┌──
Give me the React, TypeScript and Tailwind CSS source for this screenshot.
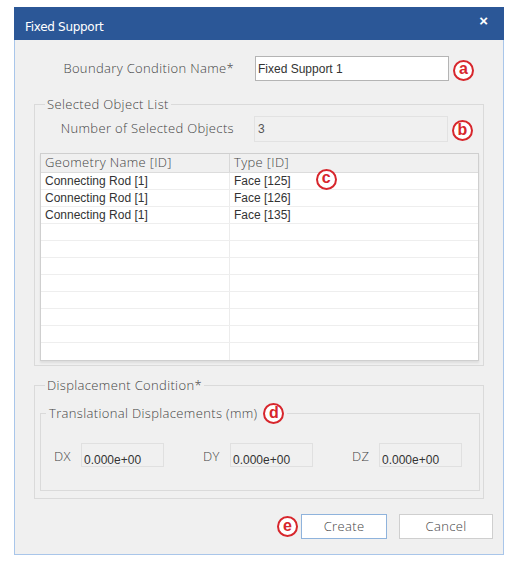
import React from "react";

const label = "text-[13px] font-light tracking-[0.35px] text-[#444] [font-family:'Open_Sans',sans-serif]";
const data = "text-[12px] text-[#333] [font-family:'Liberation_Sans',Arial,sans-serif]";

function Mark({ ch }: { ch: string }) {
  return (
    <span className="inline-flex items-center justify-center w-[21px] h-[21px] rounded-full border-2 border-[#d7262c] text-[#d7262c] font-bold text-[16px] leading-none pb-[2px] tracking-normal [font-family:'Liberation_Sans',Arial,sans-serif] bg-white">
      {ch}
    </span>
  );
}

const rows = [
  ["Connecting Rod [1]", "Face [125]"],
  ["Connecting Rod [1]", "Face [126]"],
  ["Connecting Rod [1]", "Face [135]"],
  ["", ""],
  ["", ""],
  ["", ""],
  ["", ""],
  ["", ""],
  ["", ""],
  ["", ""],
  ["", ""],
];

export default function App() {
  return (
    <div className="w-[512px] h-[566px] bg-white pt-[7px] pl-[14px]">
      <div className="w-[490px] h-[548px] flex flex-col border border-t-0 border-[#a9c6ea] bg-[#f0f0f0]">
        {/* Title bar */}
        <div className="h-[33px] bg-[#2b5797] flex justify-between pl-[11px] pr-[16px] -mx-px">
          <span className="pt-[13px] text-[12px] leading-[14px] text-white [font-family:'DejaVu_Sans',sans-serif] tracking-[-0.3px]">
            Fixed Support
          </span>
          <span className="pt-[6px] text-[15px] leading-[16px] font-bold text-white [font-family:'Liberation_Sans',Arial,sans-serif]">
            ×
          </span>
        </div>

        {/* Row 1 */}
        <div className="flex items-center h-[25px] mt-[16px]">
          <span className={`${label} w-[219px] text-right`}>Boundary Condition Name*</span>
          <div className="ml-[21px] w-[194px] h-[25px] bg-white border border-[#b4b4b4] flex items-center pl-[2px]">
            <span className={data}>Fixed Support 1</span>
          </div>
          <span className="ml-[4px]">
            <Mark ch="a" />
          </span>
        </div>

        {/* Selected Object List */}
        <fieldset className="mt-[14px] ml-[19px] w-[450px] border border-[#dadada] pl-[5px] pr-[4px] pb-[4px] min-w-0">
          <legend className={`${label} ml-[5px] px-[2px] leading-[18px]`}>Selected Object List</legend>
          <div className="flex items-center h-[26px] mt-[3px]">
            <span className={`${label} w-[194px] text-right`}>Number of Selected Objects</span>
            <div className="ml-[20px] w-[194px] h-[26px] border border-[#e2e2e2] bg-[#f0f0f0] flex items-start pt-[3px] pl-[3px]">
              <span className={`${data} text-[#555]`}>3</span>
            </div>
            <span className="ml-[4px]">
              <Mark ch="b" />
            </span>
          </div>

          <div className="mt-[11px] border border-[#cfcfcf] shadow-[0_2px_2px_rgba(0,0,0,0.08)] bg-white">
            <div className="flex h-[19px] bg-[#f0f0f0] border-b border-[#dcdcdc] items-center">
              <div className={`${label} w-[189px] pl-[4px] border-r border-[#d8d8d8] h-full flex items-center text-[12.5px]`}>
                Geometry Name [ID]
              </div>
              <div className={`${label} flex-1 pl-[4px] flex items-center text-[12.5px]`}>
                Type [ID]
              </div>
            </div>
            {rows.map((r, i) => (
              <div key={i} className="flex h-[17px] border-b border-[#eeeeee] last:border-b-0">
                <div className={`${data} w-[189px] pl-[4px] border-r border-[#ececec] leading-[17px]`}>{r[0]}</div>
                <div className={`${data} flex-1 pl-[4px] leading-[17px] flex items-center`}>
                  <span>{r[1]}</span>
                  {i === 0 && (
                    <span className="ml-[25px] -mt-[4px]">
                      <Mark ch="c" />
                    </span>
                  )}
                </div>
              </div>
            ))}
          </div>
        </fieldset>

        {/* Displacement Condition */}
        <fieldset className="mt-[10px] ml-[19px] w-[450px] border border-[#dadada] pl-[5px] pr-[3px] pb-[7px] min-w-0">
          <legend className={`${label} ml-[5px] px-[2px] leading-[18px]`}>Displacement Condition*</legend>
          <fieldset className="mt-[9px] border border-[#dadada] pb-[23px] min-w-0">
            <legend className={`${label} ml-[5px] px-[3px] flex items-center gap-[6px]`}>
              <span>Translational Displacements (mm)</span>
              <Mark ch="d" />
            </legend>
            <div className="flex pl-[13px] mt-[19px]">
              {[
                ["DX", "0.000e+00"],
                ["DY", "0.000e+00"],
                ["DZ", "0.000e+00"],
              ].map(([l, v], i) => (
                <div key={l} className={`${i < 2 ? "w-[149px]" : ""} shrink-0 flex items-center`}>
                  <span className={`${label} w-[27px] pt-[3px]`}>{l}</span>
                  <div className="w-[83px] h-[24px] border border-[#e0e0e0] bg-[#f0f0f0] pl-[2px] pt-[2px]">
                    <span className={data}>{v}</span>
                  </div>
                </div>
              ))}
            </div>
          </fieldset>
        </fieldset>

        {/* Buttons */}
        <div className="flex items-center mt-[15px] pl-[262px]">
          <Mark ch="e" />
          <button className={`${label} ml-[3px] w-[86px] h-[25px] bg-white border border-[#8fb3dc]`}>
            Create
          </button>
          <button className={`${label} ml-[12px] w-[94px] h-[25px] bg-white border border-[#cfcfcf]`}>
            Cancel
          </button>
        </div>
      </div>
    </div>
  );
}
└──
WORK TO BE COMPLETED:
Word for word, quote the full listing, omitting every picture.

THE RESULT:
Give me the React, TypeScript and Tailwind CSS source for this screenshot.
import React from "react";

const label = "text-[13px] font-light tracking-[0.35px] text-[#444] [font-family:'Open_Sans',sans-serif]";
const data = "text-[12px] text-[#333] [font-family:'Liberation_Sans',Arial,sans-serif]";

function Mark({ ch }: { ch: string }) {
  return (
    <span className="inline-flex items-center justify-center w-[21px] h-[21px] rounded-full border-2 border-[#d7262c] text-[#d7262c] font-bold text-[16px] leading-none pb-[2px] tracking-normal [font-family:'Liberation_Sans',Arial,sans-serif] bg-white">
      {ch}
    </span>
  );
}

const rows = [
  ["Connecting Rod [1]", "Face [125]"],
  ["Connecting Rod [1]", "Face [126]"],
  ["Connecting Rod [1]", "Face [135]"],
  ["", ""],
  ["", ""],
  ["", ""],
  ["", ""],
  ["", ""],
  ["", ""],
  ["", ""],
  ["", ""],
];

export default function App() {
  return (
    <div className="w-[512px] h-[566px] bg-white pt-[7px] pl-[14px]">
      <div className="w-[490px] h-[548px] flex flex-col border border-t-0 border-[#a9c6ea] bg-[#f0f0f0]">
        {/* Title bar */}
        <div className="h-[33px] bg-[#2b5797] flex justify-between pl-[11px] pr-[16px] -mx-px">
          <span className="pt-[13px] text-[12px] leading-[14px] text-white [font-family:'DejaVu_Sans',sans-serif] tracking-[-0.3px]">
            Fixed Support
          </span>
          <span className="pt-[6px] text-[15px] leading-[16px] font-bold text-white [font-family:'Liberation_Sans',Arial,sans-serif]">
            ×
          </span>
        </div>

        {/* Row 1 */}
        <div className="flex items-center h-[25px] mt-[16px]">
          <span className={`${label} w-[219px] text-right`}>Boundary Condition Name*</span>
          <div className="ml-[21px] w-[194px] h-[25px] bg-white border border-[#b4b4b4] flex items-center pl-[2px]">
            <span className={data}>Fixed Support 1</span>
          </div>
          <span className="ml-[4px]">
            <Mark ch="a" />
          </span>
        </div>

        {/* Selected Object List */}
        <fieldset className="mt-[14px] ml-[19px] w-[450px] border border-[#dadada] pl-[5px] pr-[4px] pb-[4px] min-w-0">
          <legend className={`${label} ml-[5px] px-[2px] leading-[18px]`}>Selected Object List</legend>
          <div className="flex items-center h-[26px] mt-[3px]">
            <span className={`${label} w-[194px] text-right`}>Number of Selected Objects</span>
            <div className="ml-[20px] w-[194px] h-[26px] border border-[#e2e2e2] bg-[#f0f0f0] flex items-start pt-[3px] pl-[3px]">
              <span className={`${data} text-[#555]`}>3</span>
            </div>
            <span className="ml-[4px]">
              <Mark ch="b" />
            </span>
          </div>

          <div className="mt-[11px] border border-[#cfcfcf] shadow-[0_2px_2px_rgba(0,0,0,0.08)] bg-white">
            <div className="flex h-[19px] bg-[#f0f0f0] border-b border-[#dcdcdc] items-center">
              <div className={`${label} w-[189px] pl-[4px] border-r border-[#d8d8d8] h-full flex items-center text-[12.5px]`}>
                Geometry Name [ID]
              </div>
              <div className={`${label} flex-1 pl-[4px] flex items-center text-[12.5px]`}>
                Type [ID]
              </div>
            </div>
            {rows.map((r, i) => (
              <div key={i} className="flex h-[17px] border-b border-[#eeeeee] last:border-b-0">
                <div className={`${data} w-[189px] pl-[4px] border-r border-[#ececec] leading-[17px]`}>{r[0]}</div>
                <div className={`${data} flex-1 pl-[4px] leading-[17px] flex items-center`}>
                  <span>{r[1]}</span>
                  {i === 0 && (
                    <span className="ml-[25px] -mt-[4px]">
                      <Mark ch="c" />
                    </span>
                  )}
                </div>
              </div>
            ))}
          </div>
        </fieldset>

        {/* Displacement Condition */}
        <fieldset className="mt-[10px] ml-[19px] w-[450px] border border-[#dadada] pl-[5px] pr-[3px] pb-[7px] min-w-0">
          <legend className={`${label} ml-[5px] px-[2px] leading-[18px]`}>Displacement Condition*</legend>
          <fieldset className="mt-[9px] border border-[#dadada] pb-[23px] min-w-0">
            <legend className={`${label} ml-[5px] px-[3px] flex items-center gap-[6px]`}>
              <span>Translational Displacements (mm)</span>
              <Mark ch="d" />
            </legend>
            <div className="flex pl-[13px] mt-[19px]">
              {[
                ["DX", "0.000e+00"],
                ["DY", "0.000e+00"],
                ["DZ", "0.000e+00"],
              ].map(([l, v], i) => (
                <div key={l} className={`${i < 2 ? "w-[149px]" : ""} shrink-0 flex items-center`}>
                  <span className={`${label} w-[27px] pt-[3px]`}>{l}</span>
                  <div className="w-[83px] h-[24px] border border-[#e0e0e0] bg-[#f0f0f0] pl-[2px] pt-[2px]">
                    <span className={data}>{v}</span>
                  </div>
                </div>
              ))}
            </div>
          </fieldset>
        </fieldset>

        {/* Buttons */}
        <div className="flex items-center mt-[15px] pl-[262px]">
          <Mark ch="e" />
          <button className={`${label} ml-[3px] w-[86px] h-[25px] bg-white border border-[#8fb3dc]`}>
            Create
          </button>
          <button className={`${label} ml-[12px] w-[94px] h-[25px] bg-white border border-[#cfcfcf]`}>
            Cancel
          </button>
        </div>
      </div>
    </div>
  );
}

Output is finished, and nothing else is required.